(Given exercise): Skip the pictures and repeat each line of the data exactly.

(Data block):
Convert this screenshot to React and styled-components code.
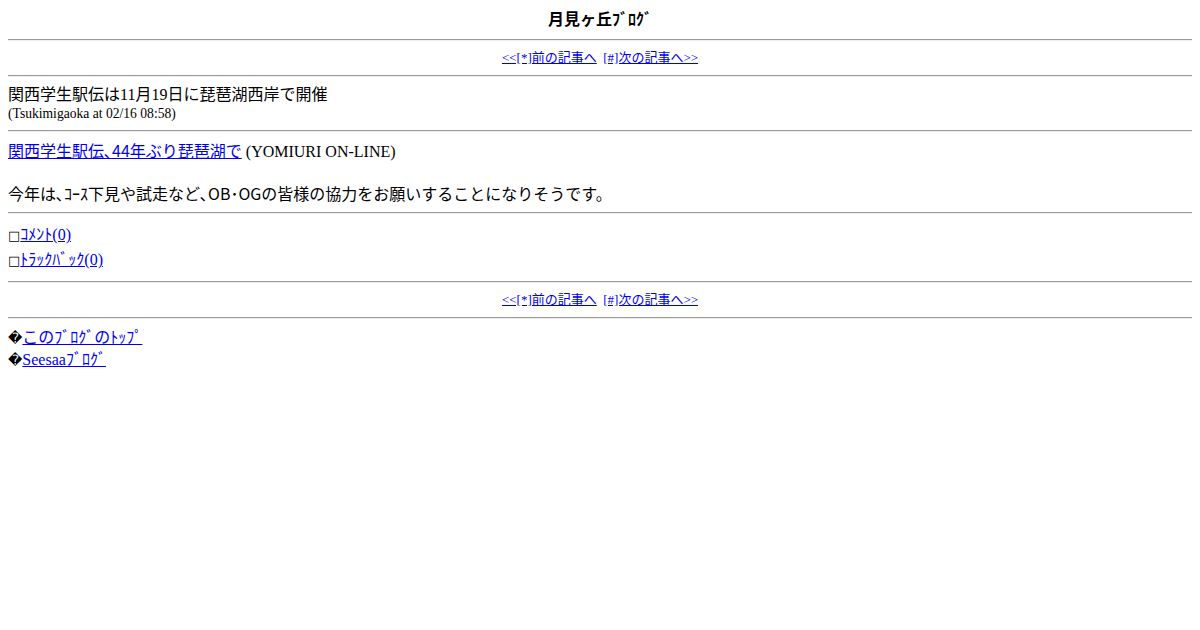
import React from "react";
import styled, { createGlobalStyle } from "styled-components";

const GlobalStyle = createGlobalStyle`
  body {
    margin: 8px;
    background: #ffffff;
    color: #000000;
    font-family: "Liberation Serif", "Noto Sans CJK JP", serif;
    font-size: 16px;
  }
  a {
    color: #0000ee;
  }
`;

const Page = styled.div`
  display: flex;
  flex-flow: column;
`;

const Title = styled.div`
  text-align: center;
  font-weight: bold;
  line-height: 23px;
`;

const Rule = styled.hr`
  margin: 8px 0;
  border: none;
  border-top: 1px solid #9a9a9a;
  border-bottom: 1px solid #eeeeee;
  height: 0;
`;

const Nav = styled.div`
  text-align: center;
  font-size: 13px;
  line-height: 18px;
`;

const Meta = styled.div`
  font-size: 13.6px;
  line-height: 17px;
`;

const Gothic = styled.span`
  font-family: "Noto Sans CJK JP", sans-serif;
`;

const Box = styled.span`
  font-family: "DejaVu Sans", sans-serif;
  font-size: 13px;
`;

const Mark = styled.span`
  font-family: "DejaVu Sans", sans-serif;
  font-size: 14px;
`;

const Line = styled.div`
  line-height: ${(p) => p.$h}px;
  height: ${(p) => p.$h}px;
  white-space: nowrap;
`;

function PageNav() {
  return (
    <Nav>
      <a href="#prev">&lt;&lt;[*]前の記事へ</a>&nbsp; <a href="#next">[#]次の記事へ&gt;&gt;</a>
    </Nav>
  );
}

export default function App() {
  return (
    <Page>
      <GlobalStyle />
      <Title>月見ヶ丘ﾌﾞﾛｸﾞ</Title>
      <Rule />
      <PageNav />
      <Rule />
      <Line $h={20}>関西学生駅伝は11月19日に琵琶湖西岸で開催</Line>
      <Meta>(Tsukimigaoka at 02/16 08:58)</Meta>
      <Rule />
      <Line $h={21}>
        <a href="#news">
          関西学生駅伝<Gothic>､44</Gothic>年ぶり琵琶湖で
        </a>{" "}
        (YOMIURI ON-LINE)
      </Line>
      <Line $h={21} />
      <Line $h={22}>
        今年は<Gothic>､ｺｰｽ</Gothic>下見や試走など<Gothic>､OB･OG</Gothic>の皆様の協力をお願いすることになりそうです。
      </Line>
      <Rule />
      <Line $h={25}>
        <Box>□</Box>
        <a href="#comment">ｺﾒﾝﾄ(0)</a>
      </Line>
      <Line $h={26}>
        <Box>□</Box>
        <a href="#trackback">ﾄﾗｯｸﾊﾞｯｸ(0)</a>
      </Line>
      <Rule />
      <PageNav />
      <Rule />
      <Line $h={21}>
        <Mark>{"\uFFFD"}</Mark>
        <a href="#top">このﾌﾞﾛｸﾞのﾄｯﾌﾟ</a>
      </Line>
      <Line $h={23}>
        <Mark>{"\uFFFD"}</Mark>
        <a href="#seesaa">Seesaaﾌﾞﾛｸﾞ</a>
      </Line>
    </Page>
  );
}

(Response for this exercise):
Convert this screenshot to React and styled-components code.
import React from "react";
import styled, { createGlobalStyle } from "styled-components";

const GlobalStyle = createGlobalStyle`
  body {
    margin: 8px;
    background: #ffffff;
    color: #000000;
    font-family: "Liberation Serif", "Noto Sans CJK JP", serif;
    font-size: 16px;
  }
  a {
    color: #0000ee;
  }
`;

const Page = styled.div`
  display: flex;
  flex-flow: column;
`;

const Title = styled.div`
  text-align: center;
  font-weight: bold;
  line-height: 23px;
`;

const Rule = styled.hr`
  margin: 8px 0;
  border: none;
  border-top: 1px solid #9a9a9a;
  border-bottom: 1px solid #eeeeee;
  height: 0;
`;

const Nav = styled.div`
  text-align: center;
  font-size: 13px;
  line-height: 18px;
`;

const Meta = styled.div`
  font-size: 13.6px;
  line-height: 17px;
`;

const Gothic = styled.span`
  font-family: "Noto Sans CJK JP", sans-serif;
`;

const Box = styled.span`
  font-family: "DejaVu Sans", sans-serif;
  font-size: 13px;
`;

const Mark = styled.span`
  font-family: "DejaVu Sans", sans-serif;
  font-size: 14px;
`;

const Line = styled.div`
  line-height: ${(p) => p.$h}px;
  height: ${(p) => p.$h}px;
  white-space: nowrap;
`;

function PageNav() {
  return (
    <Nav>
      <a href="#prev">&lt;&lt;[*]前の記事へ</a>&nbsp; <a href="#next">[#]次の記事へ&gt;&gt;</a>
    </Nav>
  );
}

export default function App() {
  return (
    <Page>
      <GlobalStyle />
      <Title>月見ヶ丘ﾌﾞﾛｸﾞ</Title>
      <Rule />
      <PageNav />
      <Rule />
      <Line $h={20}>関西学生駅伝は11月19日に琵琶湖西岸で開催</Line>
      <Meta>(Tsukimigaoka at 02/16 08:58)</Meta>
      <Rule />
      <Line $h={21}>
        <a href="#news">
          関西学生駅伝<Gothic>､44</Gothic>年ぶり琵琶湖で
        </a>{" "}
        (YOMIURI ON-LINE)
      </Line>
      <Line $h={21} />
      <Line $h={22}>
        今年は<Gothic>､ｺｰｽ</Gothic>下見や試走など<Gothic>､OB･OG</Gothic>の皆様の協力をお願いすることになりそうです。
      </Line>
      <Rule />
      <Line $h={25}>
        <Box>□</Box>
        <a href="#comment">ｺﾒﾝﾄ(0)</a>
      </Line>
      <Line $h={26}>
        <Box>□</Box>
        <a href="#trackback">ﾄﾗｯｸﾊﾞｯｸ(0)</a>
      </Line>
      <Rule />
      <PageNav />
      <Rule />
      <Line $h={21}>
        <Mark>{"\uFFFD"}</Mark>
        <a href="#top">このﾌﾞﾛｸﾞのﾄｯﾌﾟ</a>
      </Line>
      <Line $h={23}>
        <Mark>{"\uFFFD"}</Mark>
        <a href="#seesaa">Seesaaﾌﾞﾛｸﾞ</a>
      </Line>
    </Page>
  );
}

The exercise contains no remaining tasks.